Re: Texas not totally backwards
Posted:
Mon Oct 28, 2013 7:12 pm
by Bauce
Regardless of ones opinion on abortion, I would imagine judges should be disturbed by the tactics being used by republican-controlled legislative bodies to get around Roe v Wade without explicitly saying abortion is illegal but making it impossible to get a legal abortion in a given state.
Re: Texas not totally backwards
Posted:
Tue Oct 29, 2013 7:49 am
by Professor
Without seeing the opinion, I can imagine the reasoning behind it. And, he's correct (the judge).
There is no law saying that a doctor must have admitting privileges at a hospital. In fact, for several specialties admitting privileges would be in no way beneficial. Think of a chiropractors.
Also, having admitting privileges at a hospital is a matter of contracting and contract law. Just as with any other contract as a general rule, the government cannot force one party to enter into a contract with another party. By saying that a doctor cannot perform their professional duties without contracting with a hospital would be improper.

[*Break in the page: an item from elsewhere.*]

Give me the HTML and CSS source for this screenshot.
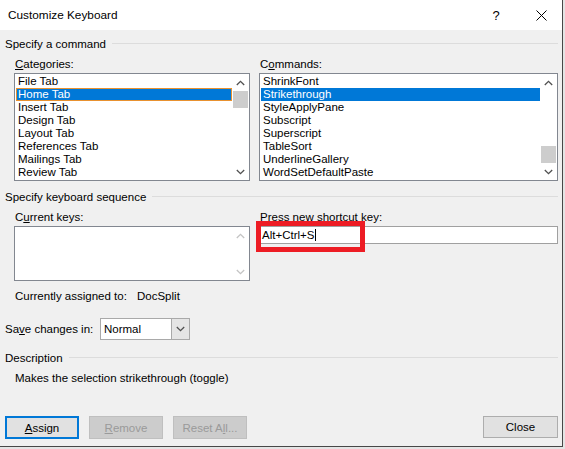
FILE: index.html
```html
<!DOCTYPE html>
<html>
<head>
<meta charset="utf-8">
<title>Customize Keyboard</title>
<link rel="stylesheet" href="styles.css">
</head>
<body>
<div class="dialog">
  <header class="titlebar">
    <span class="title">Customize Keyboard</span>
    <span class="help">?</span>
    <span class="close">
      <svg width="11" height="11" viewBox="0 0 11 11"><path d="M0.5 0.5 L10.5 10.5 M10.5 0.5 L0.5 10.5" stroke="#000" stroke-width="1" fill="none"/></svg>
    </span>
  </header>
  <main class="content">
    <div class="group-head"><span>Specify a command</span></div>
    <div class="cols labels">
      <div class="lbl"><u>C</u>ategories:</div>
      <div class="lbl">C<u>o</u>mmands:</div>
    </div>
    <div class="cols lists">
      <div class="listbox">
        <ul class="items">
          <li>File Tab</li>
          <li class="sel focus">Home Tab</li>
          <li>Insert Tab</li>
          <li>Design Tab</li>
          <li>Layout Tab</li>
          <li>References Tab</li>
          <li>Mailings Tab</li>
          <li>Review Tab</li>
        </ul>
        <div class="vscroll">
          <span class="arrow"><svg width="9" height="6" viewBox="0 0 9 6"><path d="M0.8 5 L4.5 1.3 L8.2 5" class="chev"/></svg></span>
          <span class="track"><span class="thumb"></span></span>
          <span class="arrow"><svg width="9" height="6" viewBox="0 0 9 6"><path d="M0.8 1 L4.5 4.7 L8.2 1" class="chev"/></svg></span>
        </div>
      </div>
      <div class="listbox">
        <ul class="items">
          <li>ShrinkFont</li>
          <li class="sel">Strikethrough</li>
          <li>StyleApplyPane</li>
          <li>Subscript</li>
          <li>Superscript</li>
          <li>TableSort</li>
          <li>UnderlineGallery</li>
          <li>WordSetDefaultPaste</li>
        </ul>
        <div class="vscroll">
          <span class="arrow"><svg width="9" height="6" viewBox="0 0 9 6"><path d="M0.8 5 L4.5 1.3 L8.2 5" class="chev"/></svg></span>
          <span class="track end"><span class="thumb"></span></span>
          <span class="arrow"><svg width="9" height="6" viewBox="0 0 9 6"><path d="M0.8 1 L4.5 4.7 L8.2 1" class="chev"/></svg></span>
        </div>
      </div>
    </div>

    <div class="group-head second"><span>Specify keyboard sequence</span></div>
    <div class="cols labels">
      <div class="lbl">C<u>u</u>rrent keys:</div>
      <div class="lbl">Press new shortcut key:</div>
    </div>
    <div class="cols keys">
      <div class="keysbox">
        <div class="vscroll disabled">
          <span class="arrow"><svg width="9" height="6" viewBox="0 0 9 6"><path d="M0.8 5 L4.5 1.3 L8.2 5" class="chev"/></svg></span>
          <span class="track"></span>
          <span class="arrow"><svg width="9" height="6" viewBox="0 0 9 6"><path d="M0.8 1 L4.5 4.7 L8.2 1" class="chev"/></svg></span>
        </div>
      </div>
      <div class="keyfield">
        <div class="input"><span class="typed">Alt+Ctrl+S</span></div>
        <div class="redmark"></div>
      </div>
    </div>
    <div class="assigned">
      <span class="assigned-lbl">Currently assigned to:</span>
      <span>DocSplit</span>
    </div>
    <div class="saverow">
      <span class="save-lbl">Sa<u>v</u>e changes in:</span>
      <div class="combo">
        <span class="combo-text">Normal</span>
        <span class="combo-btn"><svg width="9" height="6" viewBox="0 0 9 6"><path d="M0.8 1 L4.5 4.7 L8.2 1" class="chev"/></svg></span>
      </div>
    </div>

    <div class="group-head third"><span>Description</span></div>
    <div class="desc">Makes the selection strikethrough (toggle)</div>

    <div class="buttons">
      <button class="btn default"><u>A</u>ssign</button>
      <button class="btn disabled"><u>R</u>emove</button>
      <button class="btn disabled">Reset A<u>l</u>l...</button>
      <button class="btn close-btn">Close</button>
    </div>
  </main>
</div>
</body>
</html>
```

FILE: styles.css
```css
html, body {
  margin: 0;
  padding: 0;
}
body {
  background: #e4e4e4;
  font-family: "Liberation Sans", Arial, sans-serif;
  font-size: 11.5px;
  color: #000;
  width: 565px;
  height: 449px;
  overflow: hidden;
}
.dialog {
  width: 563px;
  height: 447px;
  box-sizing: border-box;
  border-right: 1px solid #474747;
  border-bottom: 1px solid #474747;
  background: #f0f0f0;
  display: flex;
  flex-direction: column;
}
.titlebar {
  height: 30px;
  background: #fff;
  display: flex;
  align-items: center;
  padding-left: 8px;
  flex: none;
}
.title {
  flex: 1;
  font-size: 11.8px;
}
.help {
  width: 42px;
  margin-right: 3px;
  text-align: center;
  font-size: 13px;
}
.close {
  width: 42px;
  display: flex;
  justify-content: center;
  align-items: center;
}
.content {
  padding: 0 4px 0 5px;
  display: flex;
  flex-direction: column;
}
.group-head {
  height: 16px;
  line-height: 16px;
  display: flex;
  align-items: center;
  margin-top: 6px;
  white-space: nowrap;
}
.group-head::after {
  content: "";
  flex: 1;
  border-top: 1px solid #dcdcdc;
  margin-left: 6px;
  margin-top: -1px;
}
.group-head.second { margin-top: 8px; }
.group-head.third { margin-top: 10px; }
.cols {
  display: grid;
  grid-template-columns: 236px 299px;
  column-gap: 9px;
  padding-left: 9px;
}
.labels {
  margin-top: 4px;
  height: 16px;
  line-height: 16px;
}
.lbl { padding-left: 1px; white-space: nowrap; }
.lists { margin-top: 1px; }
.listbox {
  height: 108px;
  box-sizing: border-box;
  border: 1px solid #828790;
  background: #fff;
  display: flex;
}
.items {
  list-style: none;
  margin: 0;
  padding: 1px 0 0 1px;
  flex: 1;
}
.items li {
  height: 13px;
  line-height: 13px;
  padding-left: 2px;
  white-space: nowrap;
  box-sizing: border-box;
}
.items li.sel {
  background: #0078d7;
  color: #fff;
}
.items li.focus {
  outline: 1px solid #e8912f;
  outline-offset: -1px;
}
.vscroll {
  width: 17px;
  display: flex;
  flex-direction: column;
  flex: none;
}
.arrow {
  height: 17px;
  display: flex;
  align-items: center;
  justify-content: center;
  flex: none;
}
.chev {
  fill: none;
  stroke: #505050;
  stroke-width: 1.3;
}
.disabled .chev { stroke: #c4c4c4; }
.track {
  flex: 1;
  display: flex;
  flex-direction: column;
  padding: 0 1px;
}
.track.end { justify-content: flex-end; }
.thumb {
  height: 17px;
  background: #cdcdcd;
}
.keys { margin-top: 1px; align-items: start; }
.keysbox {
  height: 55px;
  box-sizing: border-box;
  border: 1px solid #828790;
  background: #fff;
  display: flex;
  justify-content: flex-end;
}
.keyfield {
  position: relative;
  padding-left: 1px;
}
.input {
  height: 18px;
  box-sizing: border-box;
  border: 1px solid #a0a0a0;
  background: #fff;
  display: flex;
  align-items: center;
  padding-left: 1px;
}
.typed {
  line-height: 12px;
  padding-right: 1px;
  border-right: 1px solid #000;
}
.redmark {
  position: absolute;
  left: -3px;
  top: -5px;
  width: 109px;
  height: 31px;
  box-sizing: border-box;
  border: 5px solid #ed1c24;
}
.assigned {
  margin-top: 7px;
  height: 16px;
  line-height: 16px;
  padding-left: 10px;
  display: flex;
  white-space: nowrap;
}
.assigned-lbl { width: 122px; flex: none; }
.saverow {
  margin-top: 14px;
  height: 22px;
  display: flex;
  align-items: center;
  white-space: nowrap;
}
.save-lbl { width: 95px; flex: none; }
.combo {
  width: 90px;
  height: 22px;
  box-sizing: border-box;
  border: 1px solid #a9a9a9;
  background: #fff;
  display: flex;
}
.combo-text {
  flex: 1;
  line-height: 20px;
  padding-left: 3px;
}
.combo-btn {
  width: 17px;
  background: #e5e5e5;
  border-left: 1px solid #a9a9a9;
  display: flex;
  align-items: center;
  justify-content: center;
}
.desc {
  margin-top: 4px;
  height: 16px;
  line-height: 16px;
  padding-left: 10px;
  white-space: nowrap;
}
.buttons {
  margin-top: 30px;
  display: flex;
  gap: 10px;
}
.btn {
  width: 74px;
  height: 23px;
  box-sizing: border-box;
  font-family: inherit;
  font-size: 11.5px;
  padding: 0;
  background: #e1e1e1;
  border: 1px solid #adadad;
  color: #000;
}
.btn.default {
  border: 2px solid #0078d7;
}
.btn.disabled {
  background: #cccccc;
  border-color: #bfbfbf;
  color: #9a9a9a;
}
.btn.close-btn {
  margin-left: auto;
  width: 75px;
  height: 22px;
}
```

Re: Texas not totally backwards
Posted:
Thu Jan 30, 2014 9:44 am
by Professor
Speaking of Texas and abortion . . . anyone keep up with that story about how a woman was brain dead, got put on life support, but had an advance directive saying that she shouldn't be kept alive (actually, she didn't have it in writing, but it doesn't matter under the law), but a TX law said that a hospital can't turn off the machines if she's pregnant?

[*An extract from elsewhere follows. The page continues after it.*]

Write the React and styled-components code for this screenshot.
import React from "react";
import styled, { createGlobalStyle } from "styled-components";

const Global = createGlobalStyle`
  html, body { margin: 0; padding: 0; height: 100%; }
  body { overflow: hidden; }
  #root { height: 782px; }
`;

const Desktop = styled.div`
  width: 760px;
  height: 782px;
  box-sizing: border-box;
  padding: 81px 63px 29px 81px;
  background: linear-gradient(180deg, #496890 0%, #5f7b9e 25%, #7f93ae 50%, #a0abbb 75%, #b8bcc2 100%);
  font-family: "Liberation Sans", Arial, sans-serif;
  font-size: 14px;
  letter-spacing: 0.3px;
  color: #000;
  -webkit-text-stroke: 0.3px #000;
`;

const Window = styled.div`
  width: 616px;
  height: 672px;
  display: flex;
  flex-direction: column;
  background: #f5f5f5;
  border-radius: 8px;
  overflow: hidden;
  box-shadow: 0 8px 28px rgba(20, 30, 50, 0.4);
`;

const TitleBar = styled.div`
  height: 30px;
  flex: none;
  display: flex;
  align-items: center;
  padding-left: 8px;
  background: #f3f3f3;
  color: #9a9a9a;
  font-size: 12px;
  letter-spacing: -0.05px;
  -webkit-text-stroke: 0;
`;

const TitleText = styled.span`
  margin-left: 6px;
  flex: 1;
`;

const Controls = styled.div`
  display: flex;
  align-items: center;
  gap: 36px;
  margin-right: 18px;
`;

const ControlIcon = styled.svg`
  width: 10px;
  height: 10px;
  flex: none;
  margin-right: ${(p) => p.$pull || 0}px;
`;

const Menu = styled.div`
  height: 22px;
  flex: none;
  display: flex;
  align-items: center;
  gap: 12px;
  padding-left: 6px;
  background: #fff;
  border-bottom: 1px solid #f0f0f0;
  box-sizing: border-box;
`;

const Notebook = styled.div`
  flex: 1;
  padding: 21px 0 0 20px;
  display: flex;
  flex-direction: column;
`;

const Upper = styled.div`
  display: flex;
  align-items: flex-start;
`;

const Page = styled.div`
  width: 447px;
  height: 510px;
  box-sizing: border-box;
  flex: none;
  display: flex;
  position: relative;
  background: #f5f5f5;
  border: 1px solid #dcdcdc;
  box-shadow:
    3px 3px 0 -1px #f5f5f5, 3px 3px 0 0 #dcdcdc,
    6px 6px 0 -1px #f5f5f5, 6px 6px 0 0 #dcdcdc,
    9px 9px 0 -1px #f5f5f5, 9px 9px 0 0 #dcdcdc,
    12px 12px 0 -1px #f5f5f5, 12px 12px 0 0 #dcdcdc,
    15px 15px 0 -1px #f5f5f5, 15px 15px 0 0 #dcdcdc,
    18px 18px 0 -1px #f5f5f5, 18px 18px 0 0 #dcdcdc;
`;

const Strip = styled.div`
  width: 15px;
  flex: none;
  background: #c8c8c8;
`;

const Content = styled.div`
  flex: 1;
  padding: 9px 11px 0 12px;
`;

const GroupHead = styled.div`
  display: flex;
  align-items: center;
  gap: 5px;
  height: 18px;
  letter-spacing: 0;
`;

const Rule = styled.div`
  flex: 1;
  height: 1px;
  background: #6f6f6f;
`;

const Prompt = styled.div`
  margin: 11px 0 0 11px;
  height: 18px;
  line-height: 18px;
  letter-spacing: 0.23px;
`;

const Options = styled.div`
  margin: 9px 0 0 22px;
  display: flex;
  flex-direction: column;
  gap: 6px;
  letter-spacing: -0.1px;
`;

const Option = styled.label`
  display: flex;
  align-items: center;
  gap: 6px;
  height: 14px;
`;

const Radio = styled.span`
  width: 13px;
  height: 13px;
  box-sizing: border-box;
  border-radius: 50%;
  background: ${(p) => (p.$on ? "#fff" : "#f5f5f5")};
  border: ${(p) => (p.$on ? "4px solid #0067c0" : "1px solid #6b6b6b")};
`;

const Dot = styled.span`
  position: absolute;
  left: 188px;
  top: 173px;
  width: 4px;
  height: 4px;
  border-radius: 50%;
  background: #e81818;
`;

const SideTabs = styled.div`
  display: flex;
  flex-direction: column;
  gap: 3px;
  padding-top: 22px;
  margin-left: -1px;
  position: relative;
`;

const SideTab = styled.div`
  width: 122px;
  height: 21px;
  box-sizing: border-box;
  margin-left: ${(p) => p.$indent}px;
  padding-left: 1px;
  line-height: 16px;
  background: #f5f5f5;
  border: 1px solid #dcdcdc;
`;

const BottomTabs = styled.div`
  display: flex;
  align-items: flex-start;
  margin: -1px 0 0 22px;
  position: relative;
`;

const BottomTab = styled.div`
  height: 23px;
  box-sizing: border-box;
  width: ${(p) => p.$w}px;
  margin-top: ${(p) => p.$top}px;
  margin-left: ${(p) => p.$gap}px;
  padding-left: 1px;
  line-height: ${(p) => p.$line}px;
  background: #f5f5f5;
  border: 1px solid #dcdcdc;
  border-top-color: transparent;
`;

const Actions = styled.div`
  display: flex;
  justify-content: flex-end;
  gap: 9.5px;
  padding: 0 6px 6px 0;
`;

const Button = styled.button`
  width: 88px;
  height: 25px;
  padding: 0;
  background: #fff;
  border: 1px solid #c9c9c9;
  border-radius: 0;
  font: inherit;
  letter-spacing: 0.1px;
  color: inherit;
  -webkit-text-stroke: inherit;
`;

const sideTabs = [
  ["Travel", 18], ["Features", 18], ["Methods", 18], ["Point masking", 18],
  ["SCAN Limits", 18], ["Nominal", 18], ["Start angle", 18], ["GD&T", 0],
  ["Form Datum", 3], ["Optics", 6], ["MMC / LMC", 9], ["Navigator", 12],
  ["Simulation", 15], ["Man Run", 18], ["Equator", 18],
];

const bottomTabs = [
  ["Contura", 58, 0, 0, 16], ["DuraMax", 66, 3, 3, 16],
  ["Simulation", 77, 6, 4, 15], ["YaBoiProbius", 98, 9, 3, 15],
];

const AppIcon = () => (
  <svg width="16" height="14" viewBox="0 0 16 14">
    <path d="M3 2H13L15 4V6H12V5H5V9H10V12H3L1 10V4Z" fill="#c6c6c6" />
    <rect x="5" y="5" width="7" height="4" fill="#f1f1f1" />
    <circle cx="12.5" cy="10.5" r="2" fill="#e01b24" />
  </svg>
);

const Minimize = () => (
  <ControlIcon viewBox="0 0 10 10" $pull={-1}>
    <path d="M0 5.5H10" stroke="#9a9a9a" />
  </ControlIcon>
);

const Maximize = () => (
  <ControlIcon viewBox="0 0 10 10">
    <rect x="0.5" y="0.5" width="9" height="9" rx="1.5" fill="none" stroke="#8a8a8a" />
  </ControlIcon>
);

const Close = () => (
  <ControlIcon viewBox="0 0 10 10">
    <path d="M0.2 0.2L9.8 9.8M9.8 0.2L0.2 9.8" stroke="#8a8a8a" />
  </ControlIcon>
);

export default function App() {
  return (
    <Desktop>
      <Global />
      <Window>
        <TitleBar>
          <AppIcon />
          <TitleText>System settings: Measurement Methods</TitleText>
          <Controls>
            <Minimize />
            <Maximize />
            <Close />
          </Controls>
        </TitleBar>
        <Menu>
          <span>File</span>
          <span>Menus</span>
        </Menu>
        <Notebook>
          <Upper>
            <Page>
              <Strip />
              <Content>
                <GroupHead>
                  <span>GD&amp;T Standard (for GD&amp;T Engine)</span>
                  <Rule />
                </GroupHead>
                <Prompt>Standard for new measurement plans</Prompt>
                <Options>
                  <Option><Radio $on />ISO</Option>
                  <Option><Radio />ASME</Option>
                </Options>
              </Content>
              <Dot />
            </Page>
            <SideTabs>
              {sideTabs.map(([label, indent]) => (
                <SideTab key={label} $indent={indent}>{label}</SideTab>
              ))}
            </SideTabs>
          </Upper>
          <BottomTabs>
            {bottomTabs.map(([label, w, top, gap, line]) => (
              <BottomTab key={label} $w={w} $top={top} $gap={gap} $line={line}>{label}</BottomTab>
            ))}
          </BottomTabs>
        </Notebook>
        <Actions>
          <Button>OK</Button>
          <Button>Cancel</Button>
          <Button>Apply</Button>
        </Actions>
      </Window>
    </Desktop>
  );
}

Here was my take on it. In TX, an abortion is legal. By saying that you want to be taken off life support, even if pregnant, is simply another way of saying, "I don't want to be kept alive artificially, and I want to have an abortion" all at the same time. But, by not allowing life support to be removed, the state is denying her right to an abortion. They are forcing her to keep the baby to term, if possible.
I don't understand how the law is legal, in that sense.